EXERCISE PROMPT: State the number of lines, and only that number, in which the word "page" appears.
* START INFORMATION SUPPLIED *
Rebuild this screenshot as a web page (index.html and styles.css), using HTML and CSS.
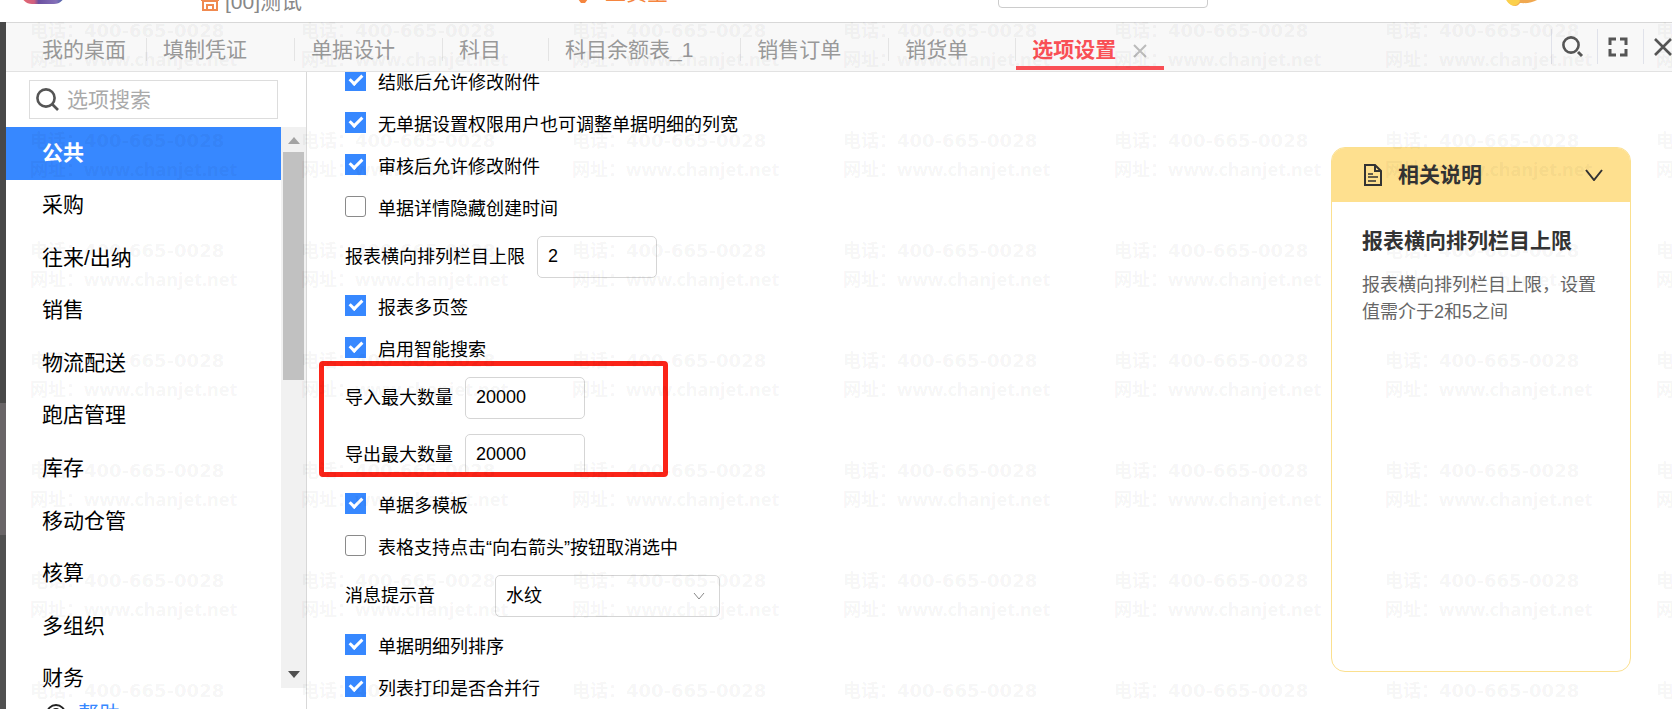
FILE: index.html
```html
<!DOCTYPE html>
<html lang="zh-CN">
<head>
    <meta charset="UTF-8">
    <meta name="viewport" content="width=device-width, initial-scale=1.0">
    <title>选项设置</title>
    <link rel="stylesheet" href="styles.css">
</head>
<body>
    <header class="topbar">
        <svg class="logo" width="44" height="40" viewBox="0 0 44 40">
            <defs>
                <linearGradient id="logoFill" x1="0" x2="1">
                    <stop offset="0" stop-color="#e8686c"/>
                    <stop offset="0.3" stop-color="#cf5f80"/>
                    <stop offset="0.4" stop-color="#6b50a0"/>
                    <stop offset="0.8" stop-color="#8470b8"/>
                    <stop offset="1" stop-color="#3a5fa5"/>
                </linearGradient>
            </defs>
            <rect width="44" height="22" rx="11" fill="url(#logoFill)"/>
        </svg>
        <div class="account">
            <svg width="18" height="18" viewBox="0 0 18 18" fill="none" stroke="#f08a50" stroke-width="2">
                <path d="M2 1h14l1 6H1zM2 7v10h14V7M1 8h16M6 1v7M12 1v7M6 17v-5h6v5"/>
            </svg>
            <span>[00]测试</span>
        </div>
        <div class="product">
            <svg width="16" height="24" viewBox="0 0 16 24"><path d="M3 8h10l3 6-6 8H6l-6-8z" fill="#f5853f"/></svg>
            <span>工贸宝</span>
        </div>
        <input class="top-search" type="text" aria-label="搜索">
        <svg class="mascot" width="44" height="40" viewBox="0 0 44 40">
            <path d="M0 10h40c-3 8-12 12-24 11-2 3-5 4-8 2C5 22 2 18 0 10z" fill="#f0a850"/>
            <path d="M0 12h12l4 7c-2 4-6 6-9 4C4 21 1 18 0 12z" fill="#fbd04c"/>
        </svg>
    </header>

    <div class="frame">
        <div class="edge"></div>
        <div class="app">
            <nav class="tabs">
                <a class="tab home" href="#">我的桌面</a>
                <a class="tab" href="#">填制凭证</a>
                <a class="tab" href="#">单据设计</a>
                <a class="tab" href="#">科目</a>
                <a class="tab" href="#">科目余额表_1</a>
                <a class="tab" href="#">销售订单</a>
                <a class="tab" href="#">销货单</a>
                <div class="tab active">
                    <a href="#">选项设置</a>
                    <button class="tab-close" aria-label="关闭页签">
                        <svg width="14" height="14" viewBox="0 0 14 14" stroke="#bbb" stroke-width="2"><path d="M1 1l12 12M13 1L1 13"/></svg>
                    </button>
                </div>
                <div class="tools">
                    <button class="tool" aria-label="搜索">
                        <svg width="22" height="22" viewBox="0 0 22 22" fill="none" stroke="#555" stroke-width="2.6"><circle cx="9" cy="9" r="7.6"/><path d="M16 16l4 4" stroke-width="3"/></svg>
                    </button>
                    <button class="tool" aria-label="全屏">
                        <svg width="20" height="20" viewBox="0 0 20 20" fill="none" stroke="#555" stroke-width="3"><path d="M2 8V2h6M12 2h6v6M18 12v6h-6M8 18H2v-6"/></svg>
                    </button>
                    <button class="tool last" aria-label="关闭">
                        <svg width="18" height="18" viewBox="0 0 18 18" stroke="#555" stroke-width="2.6"><path d="M1 1l16 16M17 1L1 17"/></svg>
                    </button>
                </div>
            </nav>

            <div class="body">
                <aside class="sidebar">
                    <div class="search">
                        <svg width="23" height="23" viewBox="0 0 23 23" fill="none" stroke="#555" stroke-width="2.6"><circle cx="10" cy="10" r="8.6"/><path d="M16 16l6 6"/></svg>
                        <input type="text" placeholder="选项搜索" aria-label="选项搜索">
                    </div>
                    <div class="menu-wrap">
                        <ul class="menu">
                            <li><a class="selected" href="#">公共</a></li>
                            <li><a href="#">采购</a></li>
                            <li><a href="#">往来/出纳</a></li>
                            <li><a href="#">销售</a></li>
                            <li><a href="#">物流配送</a></li>
                            <li><a href="#">跑店管理</a></li>
                            <li><a href="#">库存</a></li>
                            <li><a href="#">移动仓管</a></li>
                            <li><a href="#">核算</a></li>
                            <li><a href="#">多组织</a></li>
                            <li><a href="#">财务</a></li>
                        </ul>
                        <div class="scrollbar">
                            <svg width="12" height="7" viewBox="0 0 12 7"><path d="M6 0l6 7H0z" fill="#a3a3a3"/></svg>
                            <div class="track"><div class="thumb"></div></div>
                            <svg width="12" height="7" viewBox="0 0 12 7"><path d="M0 0h12L6 7z" fill="#505050"/></svg>
                        </div>
                    </div>
                    <div class="help">
                        <svg width="20" height="20" viewBox="0 0 20 20" fill="none" stroke="#222" stroke-width="2"><circle cx="10" cy="10" r="9"/><path d="M7 8c0-4 6-4 6 0 0 2-3 2-3 5M10 14v2"/></svg>
                        <a href="#">帮助</a>
                    </div>
                </aside>

                <main class="content">
                    <form class="options">
                        <label class="row"><input type="checkbox" checked>结账后允许修改附件</label>
                        <label class="row"><input type="checkbox" checked>无单据设置权限用户也可调整单据明细的列宽</label>
                        <label class="row"><input type="checkbox" checked>审核后允许修改附件</label>
                        <label class="row"><input type="checkbox">单据详情隐藏创建时间</label>
                        <div class="row field">
                            <label for="colLimit">报表横向排列栏目上限</label>
                            <input id="colLimit" type="text" value="2">
                        </div>
                        <label class="row"><input type="checkbox" checked>报表多页签</label>
                        <label class="row"><input type="checkbox" checked>启用智能搜索</label>
                        <div class="limits">
                            <div class="row field">
                                <label for="importMax">导入最大数量</label>
                                <input id="importMax" type="text" value="20000">
                            </div>
                            <div class="row field">
                                <label for="exportMax">导出最大数量</label>
                                <input id="exportMax" type="text" value="20000">
                            </div>
                        </div>
                        <label class="row"><input type="checkbox" checked>单据多模板</label>
                        <label class="row"><input type="checkbox">表格支持点击“向右箭头”按钮取消选中</label>
                        <div class="row field sound">
                            <label for="sound">消息提示音</label>
                            <div class="select">
                                <select id="sound"><option>水纹</option></select>
                                <svg width="12" height="8" viewBox="0 0 12 8" fill="none" stroke="#888"><path d="M1 1l5 6 5-6"/></svg>
                            </div>
                        </div>
                        <label class="row"><input type="checkbox" checked>单据明细列排序</label>
                        <label class="row"><input type="checkbox" checked>列表打印是否合并行</label>
                    </form>

                    <section class="note">
                        <div class="note-head">
                            <svg width="18" height="22" viewBox="0 0 18 22" fill="none" stroke="#333" stroke-width="2"><path d="M1 1h10l6 6v14H1z"/><path d="M11 1v6h6"/><path d="M4 10h5M4 13h10M4 17h8" stroke-width="1.6"/></svg>
                            <h2>相关说明</h2>
                            <button class="fold" aria-label="收起">
                                <svg width="18" height="12" viewBox="0 0 18 12" fill="none" stroke="#333" stroke-width="2"><path d="M1 1l8 10 8-10"/></svg>
                            </button>
                        </div>
                        <div class="note-body">
                            <h3>报表横向排列栏目上限</h3>
                            <p>报表横向排列栏目上限，设置值需介于2和5之间</p>
                        </div>
                    </section>
                </main>
            </div>
        </div>
    </div>

    <div class="watermark" aria-hidden="true"></div>

    <script>
        // fill the page with watermark stamps
        const mark = document.querySelector('.watermark');
        for (let i = 0; i < 49; i++) {
            const stamp = document.createElement('div');
            stamp.innerHTML = '电话：<span class="phone">400-665-0028</span><br>网址：<span>www.chanjet.net</span>';
            mark.appendChild(stamp);
        }
    </script>
</body>
</html>
```

FILE: styles.css
```css
*,
*::before,
*::after {
    box-sizing: border-box;
    margin: 0;
    padding: 0;
}

body {
    display: flex;
    flex-direction: column;
    position: relative;
    height: 100vh;
    overflow: hidden;
    background: #fff;
    color: #000;
    font-family: "Liberation Sans", "Noto Sans CJK SC", sans-serif;
    font-size: 18px;
}

a {
    color: inherit;
    text-decoration: none;
}

button {
    border: 0;
    background: none;
    cursor: pointer;
}

input,
select {
    font: inherit;
    color: inherit;
    outline: 0;
}

svg {
    display: block;
    flex: none;
}

/* top bar, scrolled half out of view */
.topbar {
    display: flex;
    align-items: flex-start;
    flex: none;
    height: 22px;
    padding: 0 124px 0 21px;
    overflow: hidden;
    font-size: 21px;
    line-height: 40px;
}

.topbar > * {
    margin-top: -18px;
}

.account {
    display: flex;
    align-items: center;
    gap: 6px;
    margin-left: 136px;
    color: #888;
}

.topbar .product {
    display: flex;
    align-items: center;
    gap: 14px;
    margin-top: -27px;
    margin-left: 273px;
    color: #f5853f;
}

.top-search {
    width: 210px;
    height: 26px;
    margin-left: auto;
    border: 1px solid #ccc;
    border-radius: 4px;
}

.mascot {
    margin-left: 296px;
}

.frame {
    display: flex;
    flex: 1;
    min-height: 0;
}

.edge {
    flex: none;
    width: 6px;
    background: linear-gradient(#484848 0 381px, #696567 381px 513px, #505050 513px);
}

.app {
    display: flex;
    flex-direction: column;
    flex: 1;
    min-width: 0;
}

/* tabs */
.tabs {
    display: flex;
    flex: none;
    height: 50px;
    padding-left: 20px;
    background: #f8f8f8;
    border-top: 1px solid #d8d8d8;
    border-bottom: 1px solid #e2e2e2;
    color: #999;
    font-size: 21px;
    line-height: 54px;
    white-space: nowrap;
}

.tab {
    position: relative;
    height: 48px;
    padding: 0 48px 0 16px;
}

.tab.home {
    padding-right: 21px;
}

.tab::after {
    content: "";
    position: absolute;
    top: 15px;
    right: 0;
    width: 1px;
    height: 23px;
    background: #e4e4e4;
}

.tab.active {
    display: flex;
    gap: 17px;
    padding-right: 17px;
    color: #f94f55;
    font-weight: bold;
}

.tab.active::after {
    top: auto;
    bottom: 1px;
    left: 0;
    width: auto;
    height: 4px;
    background: #f94f55;
}

.tab-close {
    padding-top: 8px;
}

.tools {
    display: flex;
    align-items: flex-start;
    margin-left: auto;
    padding-top: 6px;
}

.tool {
    display: flex;
    align-items: center;
    width: 46px;
    height: 35px;
    padding-left: 10px;
    border-left: 1px solid #e0e2ea;
}

.tool.last {
    width: 29px;
    overflow: hidden;
}

.body {
    display: flex;
    flex: 1;
    min-height: 0;
}

/* sidebar */
.sidebar {
    display: flex;
    flex-direction: column;
    flex: none;
    width: 301px;
    padding-top: 8px;
    border-right: 1px solid #d8d8d8;
    font-size: 21px;
}

.search {
    display: flex;
    align-items: center;
    flex: none;
    gap: 8px;
    height: 39px;
    margin: 0 28px 8px 23px;
    padding: 0 6px;
    border: 1px solid #ddd;
}

.search input {
    flex: 1;
    min-width: 0;
    border: 0;
}

.search input::placeholder {
    color: #aaa;
}

.menu-wrap {
    display: flex;
    flex: none;
    height: 561px;
    overflow: hidden;
}

.menu {
    display: grid;
    flex: 1;
    height: 578px;
    list-style: none;
}

.menu a {
    display: flex;
    align-items: center;
    height: 100%;
    padding: 0 0 5px 36px;
}

.menu a.selected {
    background: #3788ff;
    color: #fff;
    font-weight: bold;
}

.scrollbar {
    display: flex;
    flex-direction: column;
    align-items: center;
    width: 25px;
    padding: 10px 2px;
    background: #f1f1f1;
}

.track {
    flex: 1;
    width: 100%;
    padding: 8px 0;
}

.thumb {
    width: 100%;
    height: 228px;
    background: #c1c1c1;
}

.help {
    display: flex;
    align-items: center;
    gap: 12px;
    padding: 11px 40px 0;
    color: #3788ff;
    line-height: 30px;
}

/* options */
.content {
    display: flex;
    flex: 1;
    align-items: flex-start;
    justify-content: space-between;
    min-width: 0;
    padding: 0 41px 0 38px;
    overflow: hidden;
}

.options {
    display: flex;
    flex-direction: column;
    margin-top: -12px;
}

.row {
    display: flex;
    align-items: center;
    gap: 12px;
    height: 42px;
    padding-bottom: 1px;
}

.row.field {
    height: 57px;
    padding-bottom: 0;
}

.field label {
    padding-bottom: 3px;
}

.row input[type="checkbox"] {
    appearance: none;
    display: grid;
    place-items: center;
    width: 21px;
    height: 21px;
    border: 1px solid #8a8a8a;
    border-radius: 3px;
    background: #fff;
}

.row input[type="checkbox"]:checked {
    border: 0;
    border-radius: 0;
    background: #3788ff;
}

.row input[type="checkbox"]:checked::after {
    content: "";
    width: 8px;
    height: 13px;
    margin-bottom: 4px;
    border: solid #fff;
    border-width: 0 3px 3px 0;
    transform: rotate(45deg);
}

.row input[type="text"],
.select select {
    height: 42px;
    padding: 0 10px;
    border: 1px solid #d5d5d5;
    border-radius: 5px;
    background: #fff;
}

.row input[type="text"] {
    width: 120px;
}

.row.sound {
    gap: 60px;
}

.select {
    position: relative;
    width: 225px;
}

.select select {
    appearance: none;
    width: 100%;
}

.select svg {
    position: absolute;
    top: 17px;
    right: 15px;
    pointer-events: none;
}

/* red frame drawn over the import/export limits */
.limits {
    position: relative;
}

.limits::after {
    content: "";
    position: absolute;
    top: -8px;
    bottom: 6px;
    left: -26px;
    width: 349px;
    border: 5px solid #fb2418;
    border-radius: 4px;
    pointer-events: none;
}

/* note card */
.note {
    flex: none;
    width: 300px;
    height: 525px;
    margin-top: 75px;
    overflow: hidden;
    border: 1px solid #fbe08f;
    border-radius: 14px;
    color: #333;
}

.note-head {
    display: flex;
    align-items: center;
    gap: 16px;
    height: 54px;
    padding: 0 27px 0 32px;
    background: #fee08f;
}

.note h2,
.note h3 {
    font-size: 21px;
    line-height: 30px;
}

.fold {
    margin-left: auto;
}

.note-body {
    padding: 24px 30px;
}

.note p {
    margin-top: 16px;
    color: #666;
    line-height: 27px;
}

/* watermark */
.watermark {
    position: absolute;
    inset: 22px 0 0 24px;
    display: grid;
    grid-template-columns: repeat(7, 271px);
    grid-auto-rows: 110px;
    overflow: hidden;
    padding-left: 6px;
    color: rgba(0, 0, 0, 0.05);
    font-family: "Noto Sans", "Noto Sans CJK SC", sans-serif;
    font-weight: bold;
    line-height: 29px;
    white-space: nowrap;
    pointer-events: none;
}

.watermark div {
    margin-top: -6px;
}

.watermark .phone {
    font-family: "DejaVu Sans", sans-serif;
}
```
* END INFORMATION SUPPLIED *
SOLVED EXERCISE: 2